WRITTEN REQUEST
Reproduce the span that opens at the line containing "Write a component" and closes at the line containing "import React from 'react';", both lines included, without alteration and without any other line.

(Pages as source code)
- - - -
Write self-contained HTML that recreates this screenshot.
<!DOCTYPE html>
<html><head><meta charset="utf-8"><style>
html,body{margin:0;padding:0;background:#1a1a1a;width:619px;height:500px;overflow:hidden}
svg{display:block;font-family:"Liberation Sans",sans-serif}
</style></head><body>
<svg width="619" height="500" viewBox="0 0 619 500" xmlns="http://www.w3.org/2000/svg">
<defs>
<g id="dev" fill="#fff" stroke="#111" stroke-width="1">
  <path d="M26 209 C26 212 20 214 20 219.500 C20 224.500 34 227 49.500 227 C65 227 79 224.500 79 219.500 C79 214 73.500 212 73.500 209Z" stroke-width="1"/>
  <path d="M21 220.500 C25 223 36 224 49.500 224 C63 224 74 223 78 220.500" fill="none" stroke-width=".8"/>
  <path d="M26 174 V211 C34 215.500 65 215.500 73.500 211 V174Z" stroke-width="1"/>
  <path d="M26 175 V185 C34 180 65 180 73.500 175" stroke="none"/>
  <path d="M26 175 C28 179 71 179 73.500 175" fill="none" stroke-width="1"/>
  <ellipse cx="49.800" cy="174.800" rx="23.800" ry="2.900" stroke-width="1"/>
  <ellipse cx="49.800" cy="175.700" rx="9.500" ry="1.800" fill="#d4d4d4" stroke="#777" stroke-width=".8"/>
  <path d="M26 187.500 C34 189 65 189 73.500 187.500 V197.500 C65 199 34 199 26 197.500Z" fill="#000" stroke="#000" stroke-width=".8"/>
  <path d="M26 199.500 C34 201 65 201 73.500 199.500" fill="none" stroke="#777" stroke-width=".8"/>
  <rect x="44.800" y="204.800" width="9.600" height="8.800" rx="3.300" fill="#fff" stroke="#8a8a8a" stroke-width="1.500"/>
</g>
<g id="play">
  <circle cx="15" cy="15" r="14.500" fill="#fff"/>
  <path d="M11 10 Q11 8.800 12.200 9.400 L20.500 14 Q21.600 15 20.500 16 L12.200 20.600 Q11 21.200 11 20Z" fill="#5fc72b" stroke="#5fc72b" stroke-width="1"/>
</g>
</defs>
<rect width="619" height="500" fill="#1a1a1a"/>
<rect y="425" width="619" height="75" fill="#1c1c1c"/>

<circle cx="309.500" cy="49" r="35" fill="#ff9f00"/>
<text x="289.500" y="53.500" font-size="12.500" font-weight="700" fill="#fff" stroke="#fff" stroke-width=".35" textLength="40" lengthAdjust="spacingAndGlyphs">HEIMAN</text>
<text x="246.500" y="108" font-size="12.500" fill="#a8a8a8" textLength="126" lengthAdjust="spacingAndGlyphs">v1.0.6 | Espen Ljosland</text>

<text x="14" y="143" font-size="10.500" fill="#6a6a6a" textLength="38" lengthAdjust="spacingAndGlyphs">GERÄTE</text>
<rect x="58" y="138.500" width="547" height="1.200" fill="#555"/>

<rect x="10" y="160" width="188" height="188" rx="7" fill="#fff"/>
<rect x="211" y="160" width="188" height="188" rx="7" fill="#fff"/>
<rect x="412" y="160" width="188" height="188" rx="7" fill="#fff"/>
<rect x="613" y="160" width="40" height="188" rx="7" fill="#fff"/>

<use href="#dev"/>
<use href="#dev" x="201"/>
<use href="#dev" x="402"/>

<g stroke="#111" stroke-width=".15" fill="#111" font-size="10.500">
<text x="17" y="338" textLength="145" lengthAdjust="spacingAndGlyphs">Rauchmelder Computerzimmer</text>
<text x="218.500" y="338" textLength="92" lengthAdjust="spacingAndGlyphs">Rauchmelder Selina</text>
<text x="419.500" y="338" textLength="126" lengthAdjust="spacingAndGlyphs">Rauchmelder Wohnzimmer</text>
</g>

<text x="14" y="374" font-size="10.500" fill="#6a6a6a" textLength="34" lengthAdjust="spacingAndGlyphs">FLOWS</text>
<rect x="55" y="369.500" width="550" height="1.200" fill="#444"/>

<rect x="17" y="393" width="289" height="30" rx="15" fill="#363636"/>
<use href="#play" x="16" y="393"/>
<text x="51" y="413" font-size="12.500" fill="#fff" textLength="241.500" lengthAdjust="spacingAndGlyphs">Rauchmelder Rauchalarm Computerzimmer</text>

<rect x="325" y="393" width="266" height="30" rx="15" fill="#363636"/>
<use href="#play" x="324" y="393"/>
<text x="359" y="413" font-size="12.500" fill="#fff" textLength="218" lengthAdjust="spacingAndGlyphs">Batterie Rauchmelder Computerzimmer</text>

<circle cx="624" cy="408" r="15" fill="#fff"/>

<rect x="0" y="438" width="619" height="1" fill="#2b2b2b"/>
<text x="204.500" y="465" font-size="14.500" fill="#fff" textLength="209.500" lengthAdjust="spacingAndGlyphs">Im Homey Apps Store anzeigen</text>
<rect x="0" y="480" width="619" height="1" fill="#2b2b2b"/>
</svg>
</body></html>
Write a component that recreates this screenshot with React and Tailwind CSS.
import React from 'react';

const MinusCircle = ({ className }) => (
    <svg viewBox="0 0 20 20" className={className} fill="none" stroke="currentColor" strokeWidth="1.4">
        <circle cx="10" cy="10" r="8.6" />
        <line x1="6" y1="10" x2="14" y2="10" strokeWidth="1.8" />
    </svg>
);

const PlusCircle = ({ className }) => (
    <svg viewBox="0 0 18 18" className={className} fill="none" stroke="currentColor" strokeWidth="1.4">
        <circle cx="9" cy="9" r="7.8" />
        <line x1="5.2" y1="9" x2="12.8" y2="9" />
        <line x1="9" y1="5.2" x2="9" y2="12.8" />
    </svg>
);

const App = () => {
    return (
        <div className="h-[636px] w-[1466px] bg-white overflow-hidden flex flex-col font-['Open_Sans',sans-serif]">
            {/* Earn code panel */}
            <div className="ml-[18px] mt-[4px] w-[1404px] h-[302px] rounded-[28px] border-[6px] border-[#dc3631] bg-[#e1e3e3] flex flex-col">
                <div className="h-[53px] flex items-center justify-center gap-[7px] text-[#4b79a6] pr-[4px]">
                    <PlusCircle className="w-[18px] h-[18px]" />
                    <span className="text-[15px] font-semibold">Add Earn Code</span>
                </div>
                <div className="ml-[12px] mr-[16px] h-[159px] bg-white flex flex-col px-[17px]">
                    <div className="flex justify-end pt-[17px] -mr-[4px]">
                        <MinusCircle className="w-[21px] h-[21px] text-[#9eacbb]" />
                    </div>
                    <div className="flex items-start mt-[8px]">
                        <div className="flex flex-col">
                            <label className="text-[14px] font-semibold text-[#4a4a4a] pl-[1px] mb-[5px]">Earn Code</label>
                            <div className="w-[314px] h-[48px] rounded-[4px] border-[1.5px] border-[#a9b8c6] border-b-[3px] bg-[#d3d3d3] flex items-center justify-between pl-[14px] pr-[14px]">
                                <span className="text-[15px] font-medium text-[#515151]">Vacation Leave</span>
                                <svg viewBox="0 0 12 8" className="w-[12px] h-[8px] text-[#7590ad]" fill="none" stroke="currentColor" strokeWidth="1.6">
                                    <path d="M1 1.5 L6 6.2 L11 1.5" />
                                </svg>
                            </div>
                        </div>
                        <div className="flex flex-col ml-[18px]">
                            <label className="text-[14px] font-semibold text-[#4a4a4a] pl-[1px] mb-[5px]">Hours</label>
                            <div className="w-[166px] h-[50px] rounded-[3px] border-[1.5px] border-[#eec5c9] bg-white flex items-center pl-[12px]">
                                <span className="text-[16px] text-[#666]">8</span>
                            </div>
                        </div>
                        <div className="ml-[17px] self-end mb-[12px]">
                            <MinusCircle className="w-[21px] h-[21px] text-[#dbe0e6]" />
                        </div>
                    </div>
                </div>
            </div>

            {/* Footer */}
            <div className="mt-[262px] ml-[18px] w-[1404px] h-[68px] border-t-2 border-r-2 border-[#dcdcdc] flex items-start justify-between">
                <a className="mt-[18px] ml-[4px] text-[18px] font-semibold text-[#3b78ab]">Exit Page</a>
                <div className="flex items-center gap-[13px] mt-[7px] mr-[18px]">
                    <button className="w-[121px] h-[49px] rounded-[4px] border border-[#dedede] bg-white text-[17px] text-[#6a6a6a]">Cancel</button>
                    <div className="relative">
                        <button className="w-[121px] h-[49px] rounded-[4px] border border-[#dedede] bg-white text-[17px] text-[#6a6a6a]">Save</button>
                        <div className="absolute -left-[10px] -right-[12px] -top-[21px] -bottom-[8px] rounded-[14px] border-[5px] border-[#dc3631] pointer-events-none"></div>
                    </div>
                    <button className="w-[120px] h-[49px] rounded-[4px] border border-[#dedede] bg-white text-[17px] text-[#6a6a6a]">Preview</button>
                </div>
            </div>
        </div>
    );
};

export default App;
- - - -
ANSWER FOR THE TASK
Write a component that recreates this screenshot with React and Tailwind CSS.
import React from 'react';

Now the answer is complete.